Como esquecer o icônico áudio do então ministro da Educação Milton Ribeiro afirmando que Bolsonaro havia pedido para acolher as necessidades do pastor Gilmar Santos e de seus “amigos” prefeitos, interessados em recursos públicos.

Santos e o pastor Arilton Moura integravam o “gabinete paralelo” montado no MEC. Para tanto, cobravam propina em dinheiro, bíblias e até barras de ouro. Ironicamente, parte do autointitulado povo de Deus continua recolhendo ouro para seus bezerros e falsos ídolos (livro de Êxodo, capítulo 32), milhares de anos depois do episódio na base do Monte Sinai.

Jair Bolsonaro, por sua vez, também recolheu ouro para si, mas ironicamente, é ele o falso ídolo.

Depois da revelação de que surrupiou do patrimônio público uma caixa com cerca de R$ 1 milhão em joias dadas pela Arábia ao Estado brasileiro e que teria tentando ficar com outra de R$ 16,5 milhões em mimos, usando a força do cargo para pressionar a Receita Federal para liberá-la, agora descobrimos que ele ficou com uma terceira com produtos de luxo avaliados em R$ 500 mil.

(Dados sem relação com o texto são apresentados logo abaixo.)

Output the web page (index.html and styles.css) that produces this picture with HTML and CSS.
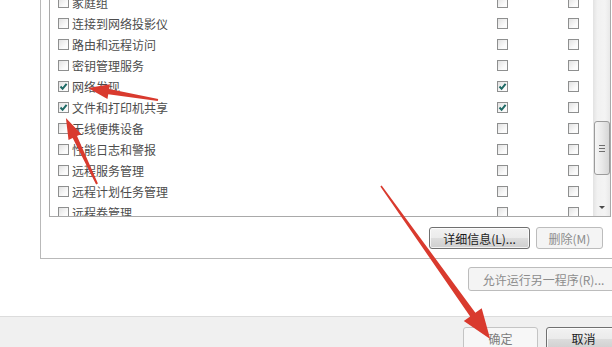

Reportagem de André Borges e Adriana Fernandes, do jornal O Estado de S.Paulo, apontam que um estojo que continha, entre outros itens, um relógio Rolex, de ouro branco, cravejado de diamantes, foi entregue pessoalmente a Jair em outubro de 2019. As regras brasileiras afirmam que presentes desse porte pertencem ao patrimônio público e não a uma única pessoa.

Ouro, diamantes e outras pedras preciosas são uma das formas mais simples para transportar ilegalmente grandes somas sem ser identificado por instituições nacionais e internacionais de controle.

O crime de peculato, previsto no artigo 312 do Código Penal, prevê de dois a 12 anos de xilindró para um funcionário público que se apropria de um bem em benefício próprio ou de terceiros. Enquanto isso, o furto (artigo 155 do Código Penal) ocorre quando alguém subtrai coisa alheia móvel para si ou para terceiros sem o emprego de violência, com pena de um a quatro anos.

Ou seja, furtar uma TV ou um celular dá menos tempo de cadeia do que um político subtrair patrimônio público. Mas enquanto temos a prisão cheias do primeiro tipo, o segundo costuma permanecer impune, ganhando passadas de pano homéricas, como o do nobre senador e do rebanho de seguidores fiéis do ex-presidente.